I heard about Deborah Orr’s final illness on Twitter, which seemed appropriate. Lots of journalists embraced Twitter but Deborah was an addict, the sort of person who sneaked out of her own dinner parties to tweet.
I wasn’t close to her (we lived too far away for that) but loved and respected her - and owed her a lot. People have been talking about her courage and honesty but she was also very kind. Yes, she was a sarcastronaut, as Greg McHugh calls it, sometimes blunt to the point of rudeness - You’re odd, she said to me once - but she was also a person who cared deeply about the things that mattered.
My first experience of her was of her courage as an editor. I’d been commissioned to write an article on satanist ritual abuse (SRA) in Ayrshire by Night and Day, the then colour magazine for the Mail on Sunday. I think they thought I’d say there was nothing to it. Although many papers had splashed sensationalist stories about SRA in the past, the tide was already turning and the Mail on Sunday newspaper had won an award for debunking some of the stories about the Rochdale case.
The article I wrote was based on a lot of interviews and a close study of the legal documents, but it languished unpublished at Night and Day for two years, with constant promises that it would be tied to this or that television drama. It never was and an editor friend eventually told me to take it away.
Deborah gave it a home in Guardian Weekend. The paper’s lawyers said it had a tendency to suggest the people in the case were guilty and that they should either publish all of it or none of it. Deborah chose to publish it all.
Years later on a similar story, the then editor refused to publish, despite it having been cleared by lawyers. By then the media consensus was that SRA didn’t exist. After the Orkney case it was easier - and cheaper - to say that these stories were the result of hysteria from social workers and that every single person accused was innocent. Deborah was brave enough to look at the evidence and say it wasn’t as simple as that. She was brave enough to champion the things she believed in.
She was also very kind. On one of her trips to Glasgow I’d invited her to a party then changed the date and forgotten to tell her. She turned up with her family in the afternoon when I was wearing tracky trousers and my new Christmas shirt with pictures of leopards. Not a smirk passed her lips, nor a word of recrimination. We had a delightful afternoon, drinking her champagne and my cava, just talking.

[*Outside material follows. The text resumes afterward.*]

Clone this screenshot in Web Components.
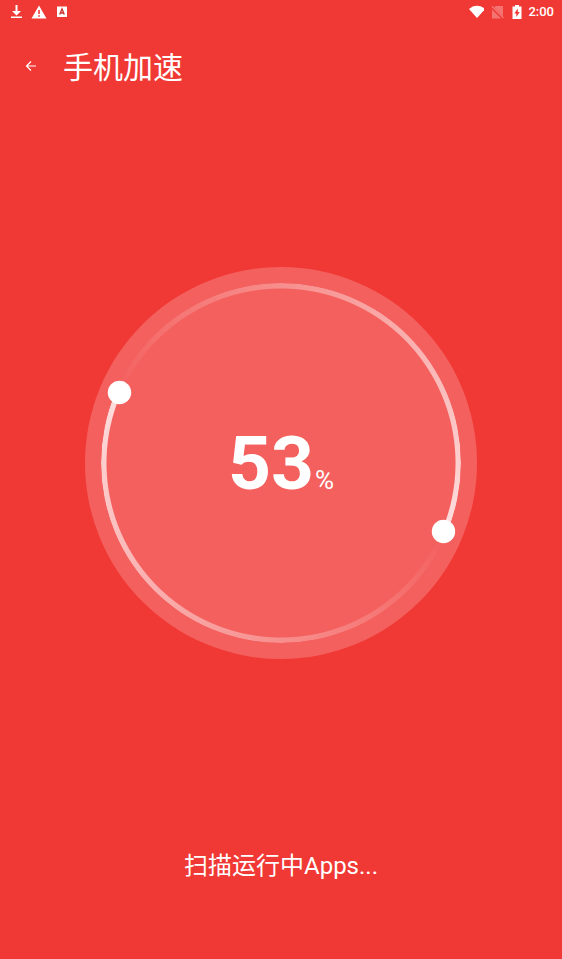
<!DOCTYPE html>
<html lang="zh-CN">
<head>
<meta charset="utf-8">
<meta name="viewport" content="width=device-width, initial-scale=1">
<title>手机加速</title>
<style>
  html, body {
    margin: 0;
    height: 100%;
  }

  body {
    background: #f03834;
    color: #fff;
    font-family: Roboto, "Noto Sans CJK SC", sans-serif;
  }
</style>
</head>
<body>
<boost-screen>
  <status-bar slot="status" time="2:00"></status-bar>
  <title-bar slot="header">手机加速</title-bar>
  <scan-gauge value="53"></scan-gauge>
  <span slot="message">扫描运行中Apps...</span>
</boost-screen>

<script>
class StatusBar extends HTMLElement {
  constructor() {
    super();
    this.attachShadow({ mode: 'open' });
  }

  connectedCallback() {
    this.shadowRoot.innerHTML = `
      <style>
        :host {
          display: flex;
          justify-content: space-between;
          align-items: center;
          height: 24px;
          padding: 0 8px;
        }

        .group {
          display: flex;
          align-items: center;
          gap: 7px;
        }

        .right {
          gap: 4px;
        }

        svg {
          display: block;
          width: 16px;
          height: 16px;
          fill: #fff;
        }

        .dim {
          opacity: 0.3;
        }

        time {
          font-size: 13px;
          font-weight: 500;
          line-height: 16px;
        }
      </style>

      <div class="group">
        <svg viewBox="0 0 16 16" aria-hidden="true"><path d="M7.500 1h2v6h3.500l-4.500 4.500L4 7h3.500zM3 12.500h11V14H3z"/></svg>
        <svg viewBox="0 0 16 16" aria-hidden="true"><path fill-rule="evenodd" d="M8 1.500 15.500 14.500H.500zM7.200 6v4h1.600V6zm0 5.200v1.600h1.600v-1.600z"/></svg>
        <svg viewBox="0 0 16 16" aria-hidden="true"><path d="M3 2.500h10V13H3z"/><path fill="none" stroke="#c8302d" stroke-width="1.300" d="m5.700 10.500 2.300-5.500 2.300 5.500M6.500 9h3"/></svg>
      </div>
      <div class="group right">
        <svg viewBox="0 0 16 16" aria-hidden="true"><path d="M1 5C5.500.500 12.500.500 17 5L9 14z"/></svg>
        <svg class="dim" viewBox="0 0 16 16" aria-hidden="true"><path d="M7.500 2H15v10.500L6.300 3.600zM4 5.500l9 9H4z"/><path d="m3.300 2.700 1-1L16 13.500l-1 1z"/></svg>
        <svg viewBox="0 0 16 16" aria-hidden="true"><path fill-rule="evenodd" d="M7 1h4v1.500h2.500V15h-9V2.500H7zM9.800 4.500 6.300 9.500h2V13l3.500-5h-2z"/></svg>
        <time>${this.getAttribute('time')}</time>
      </div>
    `;
  }
}

class TitleBar extends HTMLElement {
  constructor() {
    super();
    this.attachShadow({ mode: 'open' });
    this.shadowRoot.innerHTML = `
      <style>
        :host {
          display: flex;
          align-items: center;
          gap: 16px;
          height: 84px;
          padding: 0 15px;
        }

        button {
          display: flex;
          align-items: center;
          justify-content: center;
          width: 32px;
          height: 32px;
          padding: 0;
          border: 0;
          background: none;
          color: inherit;
          cursor: pointer;
        }

        svg {
          width: 12px;
          height: 12px;
          fill: none;
          stroke: currentColor;
          stroke-width: 1.200;
        }

        h1 {
          margin: 0;
          padding-top: 4px;
          font-size: 30px;
          font-weight: 400;
          line-height: 40px;
        }
      </style>

      <button type="button" aria-label="返回">
        <svg viewBox="0 0 12 12"><path d="M11 6H2M6 1.500 1.500 6 6 10.500"/></svg>
      </button>
      <h1><slot></slot></h1>
    `;
  }
}

class ScanGauge extends HTMLElement {
  constructor() {
    super();
    this.attachShadow({ mode: 'open' });
  }

  connectedCallback() {
    this.shadowRoot.innerHTML = `
      <style>
        :host {
          display: grid;
          place-items: center;
          width: 392px;
          max-width: 90%;
          aspect-ratio: 1;
          border-radius: 50%;
          background: #f4605e;
        }

        .ring, svg, .value {
          grid-area: 1 / 1;
        }

        /* two comet tails, each fading over half a turn */
        .ring {
          width: 92%;
          height: 92%;
          border-radius: 50%;
          background: conic-gradient(from 113deg,
            rgba(255, 255, 255, 0), rgba(255, 255, 255, 0.8) 50%,
            rgba(255, 255, 255, 0) 50%, rgba(255, 255, 255, 0.8));
          -webkit-mask: radial-gradient(closest-side, transparent calc(100% - 6px), #000 calc(100% - 5px));
          mask: radial-gradient(closest-side, transparent calc(100% - 6px), #000 calc(100% - 5px));
        }

        svg {
          width: 100%;
          height: 100%;
          fill: #fff;
        }

        .value {
          display: flex;
          align-items: baseline;
          gap: 1px;
        }

        .number {
          font-size: 75px;
          font-weight: 700;
          line-height: 80px;
        }

        .unit {
          font-size: 26px;
          line-height: 32px;
        }
      </style>

      <div class="ring"></div>
      <svg viewBox="0 0 392 392" aria-hidden="true">
        <circle cx="34.500" cy="125.500" r="11.700"/>
        <circle cx="358.500" cy="264.500" r="11.700"/>
      </svg>
      <div class="value">
        <span class="number">${this.getAttribute('value')}</span><span class="unit">%</span>
      </div>
    `;
  }
}

class BoostScreen extends HTMLElement {
  constructor() {
    super();
    this.attachShadow({ mode: 'open' });
    this.shadowRoot.innerHTML = `
      <style>
        :host {
          display: flex;
          flex-direction: column;
          min-height: 100%;
        }

        main {
          flex: 1;
          display: flex;
          flex-direction: column;
          align-items: center;
          justify-content: center;
          padding-bottom: 8px;
        }

        footer {
          padding: 24px 16px 77px;
          font-size: 24px;
          line-height: 32px;
          text-align: center;
        }
      </style>

      <slot name="status"></slot>
      <slot name="header"></slot>
      <main><slot></slot></main>
      <footer><slot name="message"></slot></footer>
    `;
  }
}

customElements.define('status-bar', StatusBar);
customElements.define('title-bar', TitleBar);
customElements.define('scan-gauge', ScanGauge);
customElements.define('boost-screen', BoostScreen);
</script>
</body>
</html>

The writer Sally Vincent, an even more ferocious personality than Deborah has been portrayed, once described her as a young goddess. With her leonine hair and mocking blue eyes, she was a bare legged nymph with honeyed skin and huge charisma, a goddess indeed. But I mourn the big hearted, humane and very human woman I knew.
I had cause to thank her in 2012 when I published my first novel, Myra, Beyond Saddleworth, a what if? about Myra Hindley. I’d had 43 rejections before it was taken on by Wild Wolf, a small independent publishing house in Newcastle. Deborah did an article about the book for the Guardian, giving it the sort of publicity most indie presses can only dream of.
When I heard she had stage four cancer, I googled everything I could. Was it always terminal, was there a chance she’d live? I wanted to write to her to tell her how much she meant to me, as to so many others. Then I saw one of her tweets, thanking the doctors at the Royal Sussex for saving her life.
Damn Twitter.
I didn’t write the letter, never told her how much I thought of her. I should have realised the tweet wasn’t true when she didn’t post much after that, just her pleasure at the brilliant Bookseller review of her forthcoming memoir, Motherwell.
It’s killing me now that I didn’t write. I’m sure she didn’t need it, had plenty of people close to her telling her how much they loved her. But I needed to tell her.
Princess Diana was greatly derided when she quoted a verse by Australian poet, Adam Lindsay Gordon and said it was what she lived by.
Life is mostly froth and bubble,
Two things stand like stone.
Kindness in another's trouble,
Courage in your own.
I’ve never understood the mockery. If there were ever two qualities to live by they are kindness and courage and that’s what Deborah Orr did - well, that and black, coruscating humour. That’s why, along with her friends and a whole generation of journalists, I will always love and remember her.